**Work to be completed:**
List every line below containing "Tailwind".
** Begin **
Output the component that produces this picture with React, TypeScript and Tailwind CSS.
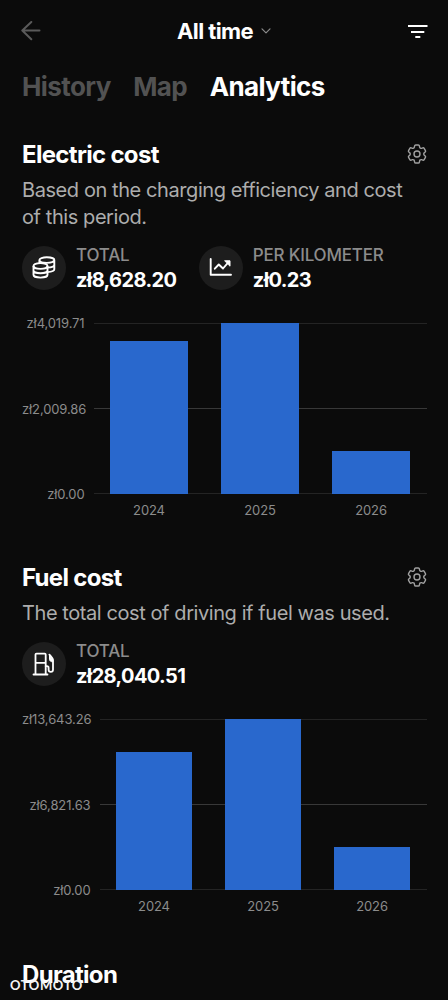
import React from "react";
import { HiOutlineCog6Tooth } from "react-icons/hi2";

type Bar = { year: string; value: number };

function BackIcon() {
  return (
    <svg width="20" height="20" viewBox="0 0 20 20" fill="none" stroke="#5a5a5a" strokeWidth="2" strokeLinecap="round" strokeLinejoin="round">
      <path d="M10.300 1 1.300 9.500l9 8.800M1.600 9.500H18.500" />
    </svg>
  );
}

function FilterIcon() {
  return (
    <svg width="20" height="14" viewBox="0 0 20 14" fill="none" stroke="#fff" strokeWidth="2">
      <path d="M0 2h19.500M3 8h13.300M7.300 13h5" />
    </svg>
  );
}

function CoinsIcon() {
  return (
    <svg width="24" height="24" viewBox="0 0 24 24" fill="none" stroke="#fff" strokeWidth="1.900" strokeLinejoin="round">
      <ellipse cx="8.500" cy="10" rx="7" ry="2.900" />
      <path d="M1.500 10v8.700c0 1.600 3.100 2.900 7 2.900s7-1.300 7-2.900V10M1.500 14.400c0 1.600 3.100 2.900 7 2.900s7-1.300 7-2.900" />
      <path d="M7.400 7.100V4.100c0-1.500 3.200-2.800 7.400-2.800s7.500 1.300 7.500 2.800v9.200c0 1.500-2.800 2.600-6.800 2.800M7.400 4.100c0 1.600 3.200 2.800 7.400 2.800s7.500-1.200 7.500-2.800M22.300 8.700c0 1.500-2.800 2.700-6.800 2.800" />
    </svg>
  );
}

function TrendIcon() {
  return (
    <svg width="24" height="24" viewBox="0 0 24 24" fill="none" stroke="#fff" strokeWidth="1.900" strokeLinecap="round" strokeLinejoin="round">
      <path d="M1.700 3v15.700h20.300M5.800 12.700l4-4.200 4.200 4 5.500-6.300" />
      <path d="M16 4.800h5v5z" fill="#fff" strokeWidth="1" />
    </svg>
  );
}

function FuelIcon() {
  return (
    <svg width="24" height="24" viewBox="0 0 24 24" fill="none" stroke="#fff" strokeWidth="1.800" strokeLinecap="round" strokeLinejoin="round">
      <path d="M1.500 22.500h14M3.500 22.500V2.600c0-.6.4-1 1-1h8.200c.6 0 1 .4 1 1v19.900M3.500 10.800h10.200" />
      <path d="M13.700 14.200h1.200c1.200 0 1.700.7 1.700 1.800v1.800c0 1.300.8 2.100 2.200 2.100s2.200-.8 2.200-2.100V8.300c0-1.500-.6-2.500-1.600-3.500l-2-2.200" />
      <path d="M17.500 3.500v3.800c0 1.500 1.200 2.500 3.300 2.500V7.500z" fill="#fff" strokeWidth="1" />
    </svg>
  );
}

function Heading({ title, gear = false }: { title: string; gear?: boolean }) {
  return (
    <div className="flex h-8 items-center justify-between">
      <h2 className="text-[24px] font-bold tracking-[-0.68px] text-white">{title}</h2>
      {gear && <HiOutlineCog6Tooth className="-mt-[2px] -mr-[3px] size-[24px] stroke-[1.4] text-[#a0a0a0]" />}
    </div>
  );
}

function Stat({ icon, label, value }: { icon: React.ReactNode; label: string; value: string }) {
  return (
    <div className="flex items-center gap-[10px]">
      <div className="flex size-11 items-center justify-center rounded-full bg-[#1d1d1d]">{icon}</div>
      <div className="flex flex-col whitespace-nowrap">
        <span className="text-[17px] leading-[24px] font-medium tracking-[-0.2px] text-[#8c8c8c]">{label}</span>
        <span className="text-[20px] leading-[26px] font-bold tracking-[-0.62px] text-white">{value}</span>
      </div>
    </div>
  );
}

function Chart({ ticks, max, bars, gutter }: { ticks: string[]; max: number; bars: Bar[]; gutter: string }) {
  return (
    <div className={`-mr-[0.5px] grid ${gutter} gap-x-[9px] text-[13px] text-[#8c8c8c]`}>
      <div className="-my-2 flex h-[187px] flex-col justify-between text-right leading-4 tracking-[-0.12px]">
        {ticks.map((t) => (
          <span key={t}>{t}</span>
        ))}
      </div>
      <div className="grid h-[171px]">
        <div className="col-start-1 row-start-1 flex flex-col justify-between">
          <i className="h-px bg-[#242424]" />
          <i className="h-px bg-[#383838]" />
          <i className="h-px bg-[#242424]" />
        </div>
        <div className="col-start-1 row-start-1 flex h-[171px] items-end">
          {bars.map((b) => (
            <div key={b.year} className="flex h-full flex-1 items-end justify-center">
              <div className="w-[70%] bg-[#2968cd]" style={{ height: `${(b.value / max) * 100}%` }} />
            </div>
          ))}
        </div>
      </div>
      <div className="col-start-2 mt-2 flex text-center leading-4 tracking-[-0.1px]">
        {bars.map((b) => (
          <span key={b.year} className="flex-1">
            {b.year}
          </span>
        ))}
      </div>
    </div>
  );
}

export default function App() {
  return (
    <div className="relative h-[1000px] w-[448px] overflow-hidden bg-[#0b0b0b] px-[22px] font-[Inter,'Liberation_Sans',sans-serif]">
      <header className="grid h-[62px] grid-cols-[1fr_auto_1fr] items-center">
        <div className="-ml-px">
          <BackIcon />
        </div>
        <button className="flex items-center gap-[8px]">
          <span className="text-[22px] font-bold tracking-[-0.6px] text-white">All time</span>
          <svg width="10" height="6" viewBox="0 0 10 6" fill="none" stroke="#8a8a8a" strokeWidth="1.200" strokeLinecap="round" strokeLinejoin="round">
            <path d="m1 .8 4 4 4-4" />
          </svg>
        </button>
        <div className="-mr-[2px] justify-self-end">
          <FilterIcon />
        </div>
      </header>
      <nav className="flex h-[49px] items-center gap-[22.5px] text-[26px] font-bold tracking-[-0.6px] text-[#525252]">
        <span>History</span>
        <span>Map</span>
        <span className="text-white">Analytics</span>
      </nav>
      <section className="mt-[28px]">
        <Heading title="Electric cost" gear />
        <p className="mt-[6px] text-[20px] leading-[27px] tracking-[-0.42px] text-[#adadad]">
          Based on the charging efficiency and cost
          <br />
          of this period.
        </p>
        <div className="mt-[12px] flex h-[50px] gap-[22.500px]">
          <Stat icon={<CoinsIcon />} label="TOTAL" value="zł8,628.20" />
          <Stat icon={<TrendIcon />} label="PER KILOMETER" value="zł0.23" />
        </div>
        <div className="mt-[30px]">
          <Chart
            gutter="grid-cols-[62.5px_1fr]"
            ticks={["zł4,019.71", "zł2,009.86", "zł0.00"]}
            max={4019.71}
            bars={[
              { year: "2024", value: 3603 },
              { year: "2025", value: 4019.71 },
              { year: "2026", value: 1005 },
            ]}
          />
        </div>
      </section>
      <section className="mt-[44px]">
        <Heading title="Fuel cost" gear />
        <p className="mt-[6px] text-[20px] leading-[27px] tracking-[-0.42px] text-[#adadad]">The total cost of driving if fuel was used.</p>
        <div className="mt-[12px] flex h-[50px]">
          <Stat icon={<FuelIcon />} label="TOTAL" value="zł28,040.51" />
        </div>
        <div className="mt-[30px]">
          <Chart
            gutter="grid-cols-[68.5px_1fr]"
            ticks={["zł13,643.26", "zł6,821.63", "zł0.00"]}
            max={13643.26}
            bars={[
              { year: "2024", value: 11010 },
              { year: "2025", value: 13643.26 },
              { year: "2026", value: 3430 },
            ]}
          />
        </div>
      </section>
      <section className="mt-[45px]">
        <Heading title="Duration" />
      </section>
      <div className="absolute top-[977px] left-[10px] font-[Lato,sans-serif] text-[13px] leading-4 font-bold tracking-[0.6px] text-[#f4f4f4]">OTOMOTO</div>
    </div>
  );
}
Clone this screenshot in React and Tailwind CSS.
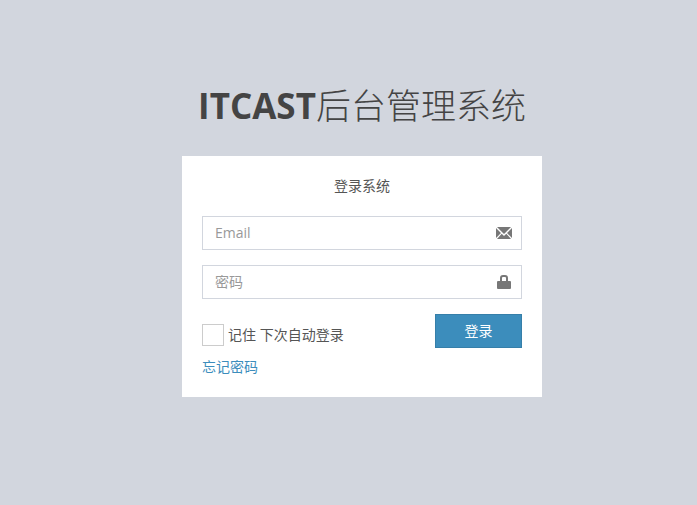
** End **
**Right answer:**
Output the component that produces this picture with React, TypeScript and Tailwind CSS.
Clone this screenshot in React and Tailwind CSS.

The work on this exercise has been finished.